◆ **The problem**:
For each line that holds "React", copy the line out.

◆ **Source excerpt**:

** Start **

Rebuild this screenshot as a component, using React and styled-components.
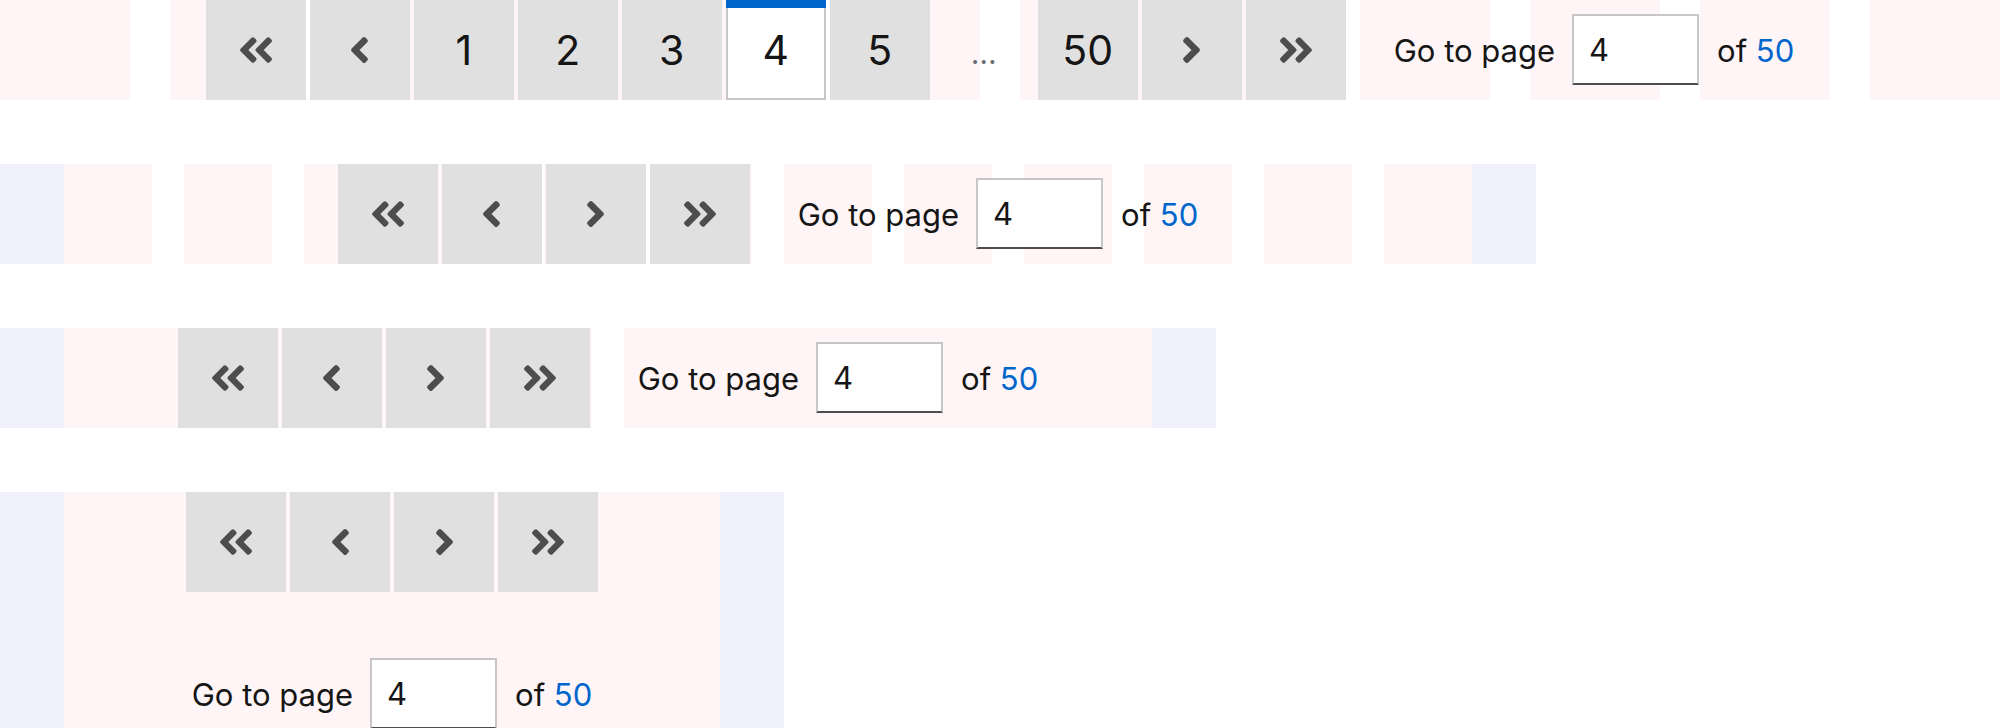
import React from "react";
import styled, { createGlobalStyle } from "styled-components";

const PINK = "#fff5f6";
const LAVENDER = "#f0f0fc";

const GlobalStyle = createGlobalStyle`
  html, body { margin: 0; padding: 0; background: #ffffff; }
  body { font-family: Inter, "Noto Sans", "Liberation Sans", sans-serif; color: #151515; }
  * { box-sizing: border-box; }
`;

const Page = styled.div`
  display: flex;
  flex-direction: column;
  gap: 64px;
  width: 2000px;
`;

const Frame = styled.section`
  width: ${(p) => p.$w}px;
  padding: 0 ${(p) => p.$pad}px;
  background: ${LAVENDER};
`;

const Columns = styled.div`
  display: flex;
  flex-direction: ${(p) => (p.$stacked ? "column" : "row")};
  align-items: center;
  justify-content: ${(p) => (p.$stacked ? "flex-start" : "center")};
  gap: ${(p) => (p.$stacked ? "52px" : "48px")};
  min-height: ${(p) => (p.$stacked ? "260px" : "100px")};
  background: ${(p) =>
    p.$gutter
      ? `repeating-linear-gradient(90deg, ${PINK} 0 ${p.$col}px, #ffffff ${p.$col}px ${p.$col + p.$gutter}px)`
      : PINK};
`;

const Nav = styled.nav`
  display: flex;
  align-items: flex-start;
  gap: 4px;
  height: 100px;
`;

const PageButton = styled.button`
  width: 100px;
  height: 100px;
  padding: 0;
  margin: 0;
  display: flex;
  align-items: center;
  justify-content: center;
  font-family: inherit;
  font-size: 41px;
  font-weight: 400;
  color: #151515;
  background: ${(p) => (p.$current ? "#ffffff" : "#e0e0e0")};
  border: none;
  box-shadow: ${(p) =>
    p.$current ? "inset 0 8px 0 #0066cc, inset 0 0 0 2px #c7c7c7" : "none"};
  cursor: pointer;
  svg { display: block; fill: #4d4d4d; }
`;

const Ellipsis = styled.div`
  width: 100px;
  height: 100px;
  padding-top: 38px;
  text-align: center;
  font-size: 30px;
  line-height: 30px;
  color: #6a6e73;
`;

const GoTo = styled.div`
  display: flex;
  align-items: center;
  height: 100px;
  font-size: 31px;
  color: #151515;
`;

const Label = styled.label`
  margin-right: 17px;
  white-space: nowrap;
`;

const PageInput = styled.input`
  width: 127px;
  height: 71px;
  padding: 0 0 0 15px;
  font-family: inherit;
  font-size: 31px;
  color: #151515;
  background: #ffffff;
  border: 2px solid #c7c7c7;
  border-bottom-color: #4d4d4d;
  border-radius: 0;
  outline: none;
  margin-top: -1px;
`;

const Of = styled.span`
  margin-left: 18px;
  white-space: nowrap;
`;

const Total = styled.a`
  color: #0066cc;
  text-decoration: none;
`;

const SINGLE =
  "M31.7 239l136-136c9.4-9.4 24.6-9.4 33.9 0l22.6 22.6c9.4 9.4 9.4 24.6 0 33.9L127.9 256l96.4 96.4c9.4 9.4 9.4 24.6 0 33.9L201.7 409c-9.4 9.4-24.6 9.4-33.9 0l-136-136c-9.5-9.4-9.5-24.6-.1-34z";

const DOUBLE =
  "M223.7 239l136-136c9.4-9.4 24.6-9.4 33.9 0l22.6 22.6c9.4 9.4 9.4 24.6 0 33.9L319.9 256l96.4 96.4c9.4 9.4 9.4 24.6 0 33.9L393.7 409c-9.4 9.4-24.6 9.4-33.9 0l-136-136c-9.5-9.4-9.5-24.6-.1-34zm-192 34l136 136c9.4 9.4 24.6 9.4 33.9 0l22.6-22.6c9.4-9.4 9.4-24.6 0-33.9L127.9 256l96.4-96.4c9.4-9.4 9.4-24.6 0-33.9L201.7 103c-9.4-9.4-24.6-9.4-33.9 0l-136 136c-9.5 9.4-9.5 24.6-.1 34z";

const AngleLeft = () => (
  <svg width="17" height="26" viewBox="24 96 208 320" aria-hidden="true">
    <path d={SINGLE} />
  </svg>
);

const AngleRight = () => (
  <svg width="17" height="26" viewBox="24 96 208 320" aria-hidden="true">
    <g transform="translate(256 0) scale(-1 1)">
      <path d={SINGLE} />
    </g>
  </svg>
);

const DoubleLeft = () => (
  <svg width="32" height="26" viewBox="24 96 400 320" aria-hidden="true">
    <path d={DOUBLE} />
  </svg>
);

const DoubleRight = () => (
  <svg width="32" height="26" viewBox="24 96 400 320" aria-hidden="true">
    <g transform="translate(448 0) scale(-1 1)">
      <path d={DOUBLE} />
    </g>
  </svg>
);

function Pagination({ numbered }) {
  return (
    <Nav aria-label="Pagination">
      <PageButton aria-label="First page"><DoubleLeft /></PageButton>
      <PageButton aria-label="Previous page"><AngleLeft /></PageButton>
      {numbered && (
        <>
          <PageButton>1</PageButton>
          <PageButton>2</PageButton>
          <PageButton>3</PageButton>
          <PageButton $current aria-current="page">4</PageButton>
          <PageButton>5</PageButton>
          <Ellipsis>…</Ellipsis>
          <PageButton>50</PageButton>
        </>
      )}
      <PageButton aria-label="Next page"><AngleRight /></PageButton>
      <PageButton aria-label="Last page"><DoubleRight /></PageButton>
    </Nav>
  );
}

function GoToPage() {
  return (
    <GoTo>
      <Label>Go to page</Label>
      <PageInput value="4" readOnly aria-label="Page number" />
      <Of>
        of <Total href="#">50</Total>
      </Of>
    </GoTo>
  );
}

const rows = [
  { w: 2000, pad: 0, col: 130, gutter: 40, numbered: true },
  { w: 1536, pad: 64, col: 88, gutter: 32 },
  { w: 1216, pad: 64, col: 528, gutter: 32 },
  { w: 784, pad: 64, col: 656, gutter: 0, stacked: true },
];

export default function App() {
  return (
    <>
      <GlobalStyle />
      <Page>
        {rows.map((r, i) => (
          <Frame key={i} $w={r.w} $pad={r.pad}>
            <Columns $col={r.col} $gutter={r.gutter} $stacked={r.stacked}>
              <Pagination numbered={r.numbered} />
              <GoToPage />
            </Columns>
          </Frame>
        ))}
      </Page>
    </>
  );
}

** End **

◆ **Worked answer**:
Rebuild this screenshot as a component, using React and styled-components.
import React from "react";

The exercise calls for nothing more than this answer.